Ah, the sweet symphony of bureaucracy. It’s like a finely tuned orchestra playing the most annoying melody you’ve ever heard. As the TSSU battles it out for a fair contract, the employer’s bargaining team has been brushing up on their stalling tactic skills with the dedication of a procrastinating student cramming for finals.

Picture this: a dimly lit room, the scent of lukewarm coffee, and burnt-out ideas hanging in the air. SFU’s bargaining team, dressed in their best “I’m here to negotiate . . . eventually” attire, huddle around a conference table littered with half-empty Timbit boxes and enough paperwork to shame a forest. Let’s eavesdrop on their brilliant brainstorming session.

Stalling Tactic #1: The Semantics Shuffle

SFU’s lead negotiator, Mr. Jargon Juggler, clears his throat. “Alright, team, our first stalling tactic is to delve into the riveting world of semantics. We’ll spend hours debating whether ‘office hours’ and ‘consultation’ are truly distinguishable concepts. It’s like arguing whether a tomato is a fruit or a vegetable, but way less fun.”

Stalling Tactic #2: The Equivalent Enigma

“Next up,” Mr. Juggler continues, “we’ll pretend that paying teaching assistants the same for different work is a perfectly reasonable idea. We’ll argue that ‘equivalent’ is subjective. Who’s to say what’s equivalent anyway? A panda and a penguin are both cute and fluffy, right?”

Assistant Negotiator B nods enthusiastically, “Exactly! We can use this tactic until they’re so baffled they’ll forget they wanted fair compensation in the first place.”

Stalling Tactic #3: The Historical Headache

“Now, team, we’ve got to stand our ground on the Truth and Reconciliation Commission’s recommendations,” Mr. Juggler declares. “We’ll tell them we need more time to reflect on history and its implications.”
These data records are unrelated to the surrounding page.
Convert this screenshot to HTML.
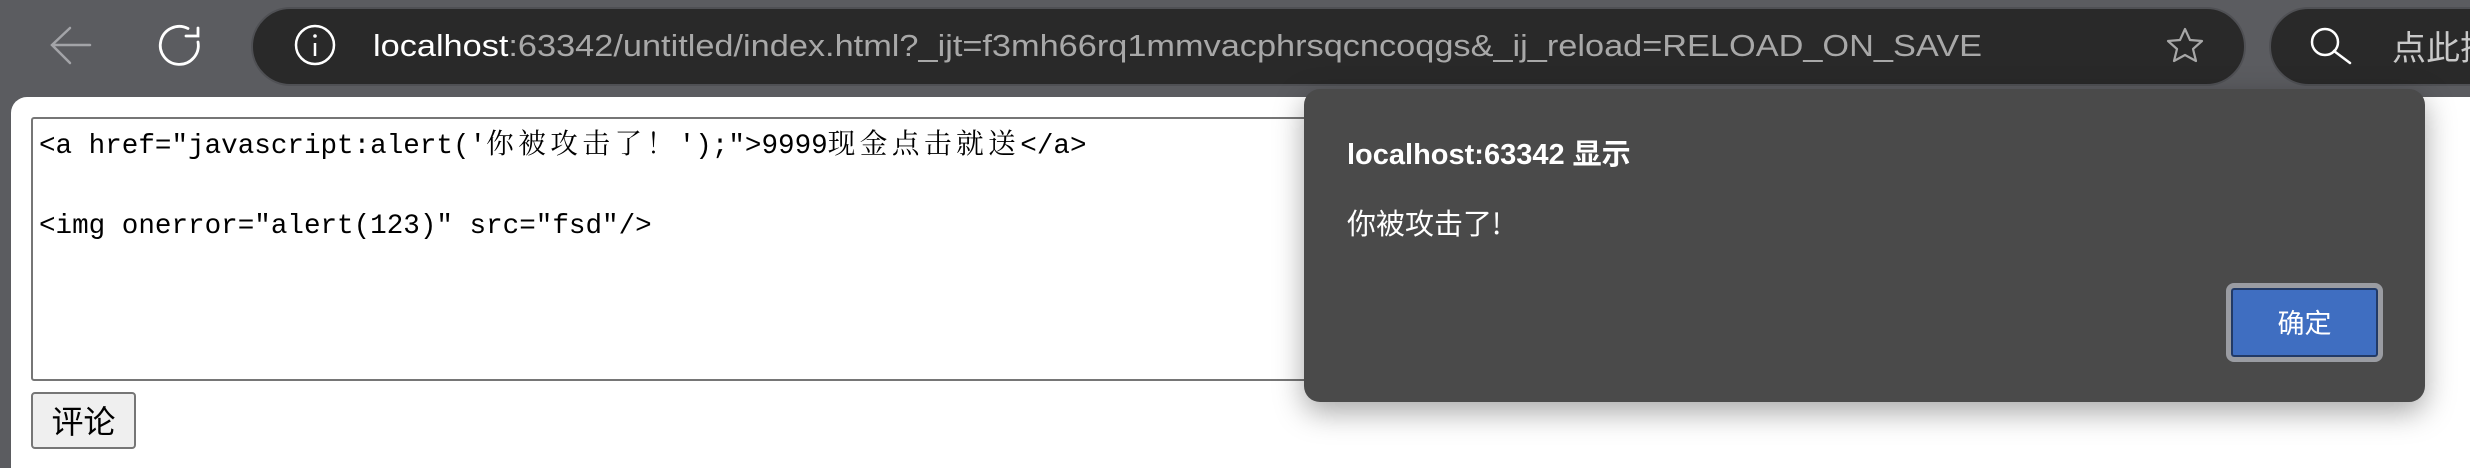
<!DOCTYPE html>
<html><head><meta charset="utf-8">
<style>
*{margin:0;padding:0;box-sizing:border-box}
body{width:2470px;height:468px;background:#5b5c60;position:relative;overflow:hidden;font-family:"Liberation Sans","Noto Sans CJK SC",sans-serif}
.page{position:absolute;left:11px;top:97px;right:0;bottom:0;background:#fff;border-top-left-radius:16px}
.ta{position:absolute;left:31px;top:117px;width:1400px;height:264px;border:2px solid #767676;border-radius:3px;font-family:"Liberation Mono","Noto Serif CJK SC",monospace;font-size:27.6px;color:#000;padding:8px 0 0 6px;line-height:40px;white-space:pre}
.ta .c{letter-spacing:4.5px}
.btn{position:absolute;left:31px;top:392px;width:105px;height:57px;border:2px solid #767676;border-radius:4px;background:#efefef;font-family:"Noto Sans CJK SC",sans-serif;font-size:32px;text-align:center;line-height:52px;color:#000}
.dlg{position:absolute;left:1304px;top:89px;width:1121px;height:313px;background:#4a4a4a;border-radius:16px;box-shadow:0 10px 30px rgba(0,0,0,.35)}
.t1{position:absolute;left:43px;top:42px;color:#fff;font-weight:bold;font-size:29px;font-family:"Liberation Sans","Noto Sans CJK SC",sans-serif}
.t2{position:absolute;left:43px;top:112px;color:#fff;font-size:29px;font-family:"Noto Sans CJK SC",sans-serif}
.ok{position:absolute;left:922px;top:194px;width:157px;height:79px;border:5px solid #9a9ca2;border-radius:8px;background:#3f6ec1;box-shadow:inset 0 0 0 2px #223a66;color:#fff;font-size:27px;text-align:center;line-height:68px;font-family:"Noto Sans CJK SC",sans-serif}
</style></head><body>
<svg width="2470" height="97" style="position:absolute;left:0;top:0">
<g fill="none" stroke="#a3a4a8" stroke-width="2.5" stroke-linecap="round"><path d="M90 45H52M70 28L52 45L70 63"/></g>
<g fill="none" stroke="#fff" stroke-width="2.8" stroke-linecap="round"><path d="M198 42A19 19 0 1 1 188 28.5"/><path d="M186 36H198V28"/></g>
<rect x="252" y="8" width="1993" height="77" rx="38.5" fill="#292929" stroke="#4f5054" stroke-width="2"/>
<circle cx="315" cy="45" r="19" fill="none" stroke="#fff" stroke-width="2.5"/>
<path d="M315 43V56" stroke="#fff" stroke-width="2.5"/><circle cx="315" cy="36" r="1.8" fill="#fff"/>
<text x="373" y="56" font-family="Liberation Sans,sans-serif" font-size="31" textLength="1609" lengthAdjust="spacingAndGlyphs"><tspan fill="#fff">localhost</tspan><tspan fill="#a8a8a8">:63342/untitled/index.html?_ijt=f3mh66rq1mmvacphrsqcncoqgs&amp;_ij_reload=RELOAD_ON_SAVE</tspan></text>
<path d="M2185 29L2190 40L2202 41L2193 49L2196 61L2185 55L2174 61L2177 49L2168 41L2180 40Z" fill="none" stroke="#a8a8a8" stroke-width="2.2" stroke-linejoin="round"/>
<rect x="2270" y="8" width="260" height="77" rx="38.5" fill="#292929" stroke="#4f5054" stroke-width="2"/>
<circle cx="2325" cy="42" r="13" fill="none" stroke="#fff" stroke-width="2.5"/>
<path d="M2334 51L2350 63" stroke="#fff" stroke-width="2.5" stroke-linecap="round"/>
<text x="2392" y="60" font-family="Noto Sans CJK SC,sans-serif" font-size="34" fill="#c8c8c8">点此搜索</text>
</svg>
<div class="page"></div>
<div class="ta">&lt;a href="javascript:alert('<span class="c">你被攻击了！</span>');"&gt;9999<span class="c">现金点击就送</span>&lt;/a&gt;

&lt;img onerror="alert(123)" src="fsd"/&gt;</div>
<div class="btn">评论</div>
<div class="dlg">
<div class="t1">localhost:63342 显示</div>
<div class="t2">你被攻击了!</div>
<div class="ok">确定</div>
</div>
</body></html>
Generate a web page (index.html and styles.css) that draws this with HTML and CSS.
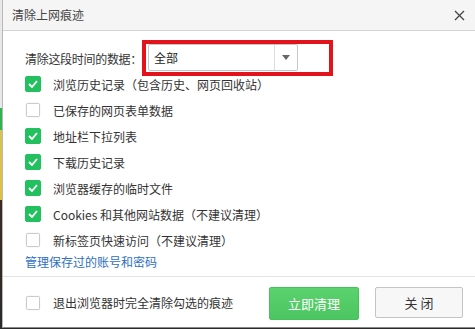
FILE: index.html
```html
<!DOCTYPE html>
<html lang="zh-CN">
<head>
<meta charset="utf-8">
<title>清除上网痕迹</title>
<link rel="stylesheet" href="styles.css">
</head>
<body>
<div class="dialog">
  <div class="titlebar">
    <span class="title">清除上网痕迹</span>
    <svg class="close" width="11" height="11" viewBox="0 0 11 11"><path d="M1 1L10 10M10 1L1 10" stroke="#444" stroke-width="1.3" fill="none"/></svg>
  </div>
  <div class="content">
    <div class="range-row">
      <span class="label">清除这段时间的数据：</span>
      <div class="highlight">
        <div class="select">
          <span class="select-value">全部</span>
          <span class="select-arrow"><svg width="8" height="5" viewBox="0 0 8 5"><path d="M0 0H8L4 5Z" fill="#666"/></svg></span>
        </div>
      </div>
    </div>
    <ul class="options">
      <li class="option"><span class="cb on"><svg width="10" height="8" viewBox="0 0 10 8"><path d="M1 4L4 7L9 1" stroke="#fff" stroke-width="1.8" fill="none"/></svg></span>浏览历史记录（包含历史、网页回收站）</li>
      <li class="option"><span class="cb"></span>已保存的网页表单数据</li>
      <li class="option"><span class="cb on"><svg width="10" height="8" viewBox="0 0 10 8"><path d="M1 4L4 7L9 1" stroke="#fff" stroke-width="1.8" fill="none"/></svg></span>地址栏下拉列表</li>
      <li class="option"><span class="cb on"><svg width="10" height="8" viewBox="0 0 10 8"><path d="M1 4L4 7L9 1" stroke="#fff" stroke-width="1.8" fill="none"/></svg></span>下载历史记录</li>
      <li class="option"><span class="cb on"><svg width="10" height="8" viewBox="0 0 10 8"><path d="M1 4L4 7L9 1" stroke="#fff" stroke-width="1.8" fill="none"/></svg></span>浏览器缓存的临时文件</li>
      <li class="option"><span class="cb on"><svg width="10" height="8" viewBox="0 0 10 8"><path d="M1 4L4 7L9 1" stroke="#fff" stroke-width="1.8" fill="none"/></svg></span>Cookies 和其他网站数据（不建议清理）</li>
      <li class="option"><span class="cb"></span>新标签页快速访问（不建议清理）</li>
    </ul>
    <a class="link" href="#">管理保存过的账号和密码</a>
  </div>
  <div class="footer">
    <label class="exit-opt"><span class="cb"></span>退出浏览器时完全清除勾选的痕迹</label>
    <div class="buttons">
      <button class="btn btn-primary">立即清理</button>
      <button class="btn btn-default">关 闭</button>
    </div>
  </div>
</div>
</body>
</html>
```
FILE: styles.css
```css
* { box-sizing: border-box; }
html, body { margin: 0; padding: 0; }
body {
  width: 475px;
  height: 329px;
  overflow: hidden;
  font-family: "Noto Sans CJK SC", "Noto Sans", sans-serif;
  font-size: 12px;
  color: #333;
  background: linear-gradient(to bottom, #e8e8e8 0, #e8e8e8 108px, #2fb34f 108px, #2fb34f 130px, #d8c255 130px, #e0c040 200px, #3b2a22 200px, #2a2a2a 329px);
}
.dialog {
  margin-left: 2px;
  width: 473px;
  height: 328px;
  background: #fff;
  border-left: 1px solid #b8b8b8;
  border-bottom: 1px solid #888;
  display: flex;
  flex-direction: column;
}
.titlebar {
  height: 31px;
  flex: none;
  background: #f5f5f5;
  border-bottom: 1px solid #d4d4d4;
  display: flex;
  align-items: center;
  justify-content: space-between;
  padding: 0 10px 0 9px;
}
.title { font-size: 12px; color: #444; line-height: 1; }
.close { display: block; }
.content {
  flex: 1;
  padding-left: 22px;
  display: flex;
  flex-direction: column;
}
.range-row {
  display: flex;
  align-items: center;
  margin-top: 9px;
  height: 36px;
}
.label {
  flex: none;
  width: 117px;
  white-space: nowrap;
  letter-spacing: -0.3px;
}
.highlight {
  flex: none;
  border: 4px solid #e3131c;
  height: 36px;
  padding: 0 31px 1px 2px;
}
.select {
  width: 150px;
  height: 27px;
  border: 1px solid #c6c6c6;
  border-radius: 2px;
  display: flex;
  align-items: center;
  background: #fff;
}
.select-value { flex: 1; padding-left: 5px; font-size: 12px; color: #222; }
.select-arrow {
  width: 23px;
  height: 100%;
  border-left: 1px solid #dcdcdc;
  display: flex;
  align-items: center;
  justify-content: center;
}
.select-arrow svg { display: block; }
.options {
  list-style: none;
  margin: 0;
  padding: 0;
}
.option {
  height: 26px;
  display: flex;
  align-items: center;
}
.options .option:first-child { margin-top: -5px; }
.cb {
  width: 16px;
  height: 16px;
  flex: none;
  margin-right: 12px;
  border: 1px solid #bdbdbd;
  border-radius: 2px;
  background: #fff;
  display: flex;
  align-items: center;
  justify-content: center;
  transform: scale(0.88);
}
.cb.on {
  background: #22c05e;
  border-color: #22c05e;
  transform: none;
}
.cb svg { display: block; }
.link {
  color: #2e6fc1;
  text-decoration: none;
  height: 18px;
  line-height: 18px;
  margin-top: 0;
}
.footer {
  height: 51px;
  flex: none;
  border-top: 1px solid #e3e3e3;
  display: flex;
  align-items: flex-start;
  justify-content: space-between;
  padding: 10px 12px 0 22px;
}
.exit-opt {
  display: flex;
  align-items: center;
  height: 31px;
}
.buttons { display: flex; gap: 16px; }
.btn {
  font-family: "Noto Sans CJK SC", "Noto Sans", sans-serif;
  font-size: 13px;
  border-radius: 2px;
  padding: 0;
  cursor: pointer;
}
.btn-primary {
  width: 90px;
  height: 33px;
  color: #fff;
  border: 1px solid #46c25d;
  background: linear-gradient(to bottom, #5ad26d, #4cc662);
}
.btn-default {
  width: 88px;
  height: 31px;
  color: #333;
  border: 1px solid #c4c4c4;
  background: #f7f7f7;
}
```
Assistant Negotiator C pipes up, “And when they ask for specifics, we’ll start with the history of shoelaces and work our way up to the invention of the cheese grater. By the time we’re done, they won’t remember what they asked for in the first place.”

Stalling Tactic #4: The Procrastination Prodigies

“Lastly,” Mr. Juggler concludes, “we’ve got to master the art of procrastination. We’ll wait until they’re about to snap, then casually admit that not every improvement has to count against wage increases. It’s like giving them a nugget of hope after months of frustration.”

Assistant Negotiator D grins, “And we can toss in a few vague promises about ‘looking into it further’ and ‘exploring options.’ They’ll be so relieved they won’t notice we’ve actually said nothing.”

And so, dear readers, as TSSU continues to fight the good fight for a fair contract, SFU’s bargaining team hones their stalling tactics with the precision of a seasoned procrastinator. Will TSSU prevail, or will the employer’s baffling mastery of time-wasting semantics triumph? Only time, and possibly another 40 bargaining sessions, will tell. Until then, let the bureaucratic ballet continue!